Gather, from the listing beneath this task, every line holding the string "index".

:: RECORDED DATA ::

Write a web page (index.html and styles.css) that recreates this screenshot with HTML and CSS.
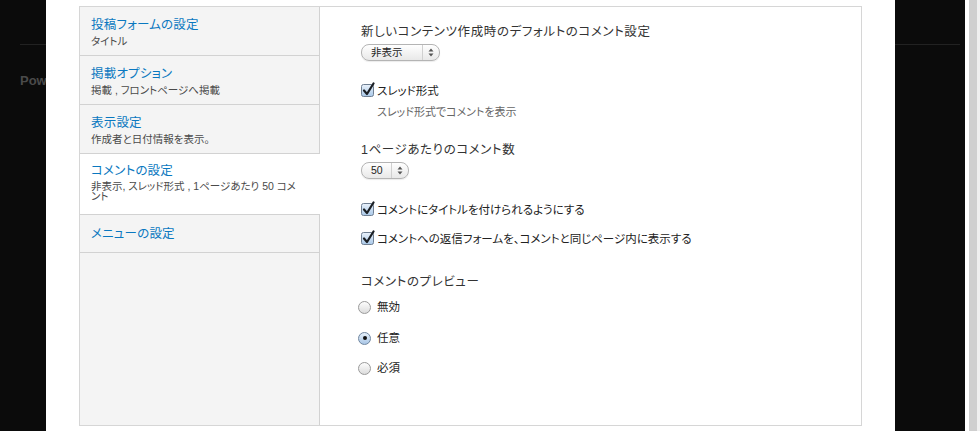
FILE: index.html
```html
<!DOCTYPE html>
<html lang="ja">
<head>
<meta charset="utf-8">
<title>コメントの設定</title>
<link rel="stylesheet" href="styles.css">
</head>
<body>
<div class="page">
  <div class="bg-left">
    <div class="bg-rule"></div>
    <div class="bg-text">Pow</div>
  </div>
  <div class="modal">
    <div class="panel">
      <ul class="tabs">
        <li class="tab">
          <div class="tab-title">投稿フォームの設定</div>
          <div class="tab-desc">タイトル</div>
        </li>
        <li class="tab">
          <div class="tab-title">掲載オプション</div>
          <div class="tab-desc">掲載 , フロントページへ掲載</div>
        </li>
        <li class="tab">
          <div class="tab-title">表示設定</div>
          <div class="tab-desc">作成者と日付情報を表示。</div>
        </li>
        <li class="tab active">
          <div class="tab-title">コメントの設定</div>
          <div class="tab-desc">非表示, スレッド形式 , 1ページあたり 50 コメント</div>
        </li>
        <li class="tab tab-single">
          <div class="tab-title">メニューの設定</div>
        </li>
      </ul>
      <div class="pane">
        <div class="field-label l1">新しいコンテンツ作成時のデフォルトのコメント設定</div>
        <div class="select s1">
          <span class="select-value">非表示</span>
          <span class="select-arrows"><svg width="6" height="9" viewBox="0 0 6 9"><path d="M3 0.5 L5.5 3.5 H0.5 Z M3 8.5 L5.5 5.5 H0.5 Z" fill="#555"/></svg></span>
        </div>
        <label class="check c1">
          <span class="box"><svg width="15" height="15" viewBox="0 0 15 15"><defs><linearGradient id="cg" x1="0" y1="0" x2="0" y2="1"><stop offset="0" stop-color="#eaf2fb"/><stop offset="1" stop-color="#a9c8e8"/></linearGradient></defs><rect x="0.5" y="2.5" width="12" height="12" rx="2" fill="url(#cg)" stroke="#6f7f92"/><path d="M3 8.5 L6 12 L12.5 1.5" fill="none" stroke="#1b1f24" stroke-width="2.2" stroke-linecap="round" stroke-linejoin="round"/></svg></span>
          <span class="check-text">スレッド形式</span>
        </label>
        <div class="field-desc d1">スレッド形式でコメントを表示</div>
        <div class="field-label l2">1ページあたりのコメント数</div>
        <div class="select s2">
          <span class="select-value">50</span>
          <span class="select-arrows"><svg width="6" height="9" viewBox="0 0 6 9"><path d="M3 0.5 L5.5 3.5 H0.5 Z M3 8.5 L5.5 5.5 H0.5 Z" fill="#555"/></svg></span>
        </div>
        <label class="check c2">
          <span class="box"><svg width="15" height="15" viewBox="0 0 15 15"><rect x="0.5" y="2.5" width="12" height="12" rx="2" fill="url(#cg)" stroke="#6f7f92"/><path d="M3 8.5 L6 12 L12.5 1.5" fill="none" stroke="#1b1f24" stroke-width="2.2" stroke-linecap="round" stroke-linejoin="round"/></svg></span>
          <span class="check-text">コメントにタイトルを付けられるようにする</span>
        </label>
        <label class="check c3">
          <span class="box"><svg width="15" height="15" viewBox="0 0 15 15"><rect x="0.5" y="2.5" width="12" height="12" rx="2" fill="url(#cg)" stroke="#6f7f92"/><path d="M3 8.5 L6 12 L12.5 1.5" fill="none" stroke="#1b1f24" stroke-width="2.2" stroke-linecap="round" stroke-linejoin="round"/></svg></span>
          <span class="check-text">コメントへの返信フォームを、コメントと同じページ内に表示する</span>
        </label>
        <div class="field-label l3">コメントのプレビュー</div>
        <label class="radio r1">
          <span class="dot"></span>
          <span class="radio-text">無効</span>
        </label>
        <label class="radio r2">
          <span class="dot on"></span>
          <span class="radio-text">任意</span>
        </label>
        <label class="radio r3">
          <span class="dot"></span>
          <span class="radio-text">必須</span>
        </label>
      </div>
    </div>
  </div>
  <div class="bg-right">
    <div class="bg-rule"></div>
  </div>
  <div class="gutter"></div>
  <div class="scrollbar"></div>
  <div class="scroll-edge"></div>
</div>
</body>
</html>
```
FILE: styles.css
```css
* { box-sizing: border-box; }
html, body { margin: 0; padding: 0; }
body {
  background: #0b0b0b;
  font-family: "Liberation Sans", "Noto Sans CJK JP", sans-serif;
  font-feature-settings: "palt";
  color: #333;
  overflow: hidden;
}
.page {
  display: flex;
  width: 980px;
  height: 431px;
  overflow: hidden;
}
.bg-left {
  width: 46px;
  flex: none;
  padding-left: 20px;
  overflow: hidden;
}
.bg-rule {
  margin-top: 44px;
  height: 1px;
  background: #222;
}
.bg-text {
  margin-top: 28px;
  font-size: 13px;
  line-height: 16px;
  color: #4a4a4a;
  font-weight: bold;
  white-space: nowrap;
}
.bg-right {
  width: 70px;
  flex: none;
  padding-right: 5px;
}
.gutter { width: 4px; flex: none; background: #fff; }
.scrollbar { width: 8px; flex: none; background: #cfcfcf; }
.scroll-edge { width: 3px; flex: none; background: #f0f0f0; }

.modal {
  width: 849px;
  flex: none;
  background: #fff;
  padding: 6px 0 0 33px;
}
.panel {
  width: 783px;
  height: 420px;
  border: 1px solid #d6d6d6;
  display: flex;
}
.tabs {
  list-style: none;
  margin: 0;
  padding: 0;
  width: 240px;
  flex: none;
  background: #f4f4f4;
  border-right: 1px solid #d2d2d2;
}
.tab {
  padding: 10px 16px 7px 11px;
  border-bottom: 1px solid #d2d2d2;
  height: 49px;
}
.tab.active {
  background: #fff;
  margin-right: -1px;
  height: 61px;
  padding-top: 9px;
}
.tab-single { height: 38px; padding-top: 11px; }
.tab-title {
  font-size: 12.5px;
  line-height: 16px;
  color: #0a78c0;
  letter-spacing: 0.2px;
}
.tab-desc {
  font-size: 10.5px;
  line-height: 10px;
  margin-top: 3px;
  color: #4a4a4a;
}
.tab.active .tab-desc { margin-top: 2px; }

.pane {
  flex: 1;
  padding: 17px 0 0 41px;
  display: flex;
  flex-direction: column;
  align-items: flex-start;
}
.field-label {
  font-size: 12.5px;
  line-height: 16px;
  color: #333;
  white-space: nowrap;
  letter-spacing: 0.6px;
}
.field-desc {
  font-size: 11px;
  line-height: 14px;
  color: #666;
  margin-left: 16px;
}
.select {
  height: 17px;
  border: 1px solid #b4b4b4;
  border-radius: 8px;
  background: linear-gradient(#ffffff, #e8e8e8);
  display: flex;
  align-items: stretch;
  box-shadow: 0 1px 1px rgba(0,0,0,0.08);
}
.select-value {
  font-size: 10.5px;
  line-height: 15px;
  color: #222;
  padding-left: 9px;
}
.select-arrows {
  border-left: 1px solid #d0d0d0;
  display: flex;
  align-items: center;
  justify-content: center;
  width: 17px;
}
.s1 { width: 79px; margin-top: 4px; }
.s1 .select-value { width: 61px; }
.s2 { width: 48px; margin-top: 4px; }
.s2 .select-value { width: 30px; }

.check, .radio {
  display: flex;
  align-items: center;
  height: 16px;
}
.box { width: 15px; height: 15px; display: block; margin-top: -3px; }
.box svg { display: block; }
.check-text, .radio-text {
  font-size: 11.5px;
  line-height: 16px;
  color: #222;
  margin-left: 1px;
  white-space: nowrap;
}
.c1 { margin-top: 22px; }
.d1 { margin-top: 6px; }
.l2 { margin-top: 23px; }
.c2 { margin-top: 23px; }
.c3 { margin-top: 13px; }
.l3 { margin-top: 27px; }
.r1 { margin-top: 9px; margin-left: -3px; }
.r2 { margin-top: 15px; margin-left: -3px; }
.r3 { margin-top: 14px; margin-left: -3px; }
.dot {
  width: 13px;
  height: 13px;
  border-radius: 50%;
  border: 1px solid #9a9a9a;
  background: linear-gradient(#fdfdfd, #dcdcdc);
  display: flex;
  align-items: center;
  justify-content: center;
  margin-right: 5px;
}
.dot.on {
  border-color: #6f86a0;
  background: linear-gradient(#e6f0fa, #a9c6e6);
}
.dot.on::after {
  content: "";
  width: 4px;
  height: 4px;
  border-radius: 50%;
  background: #111;
}
```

:::

TASK OUTPUT |
Write a web page (index.html and styles.css) that recreates this screenshot with HTML and CSS.
FILE: index.html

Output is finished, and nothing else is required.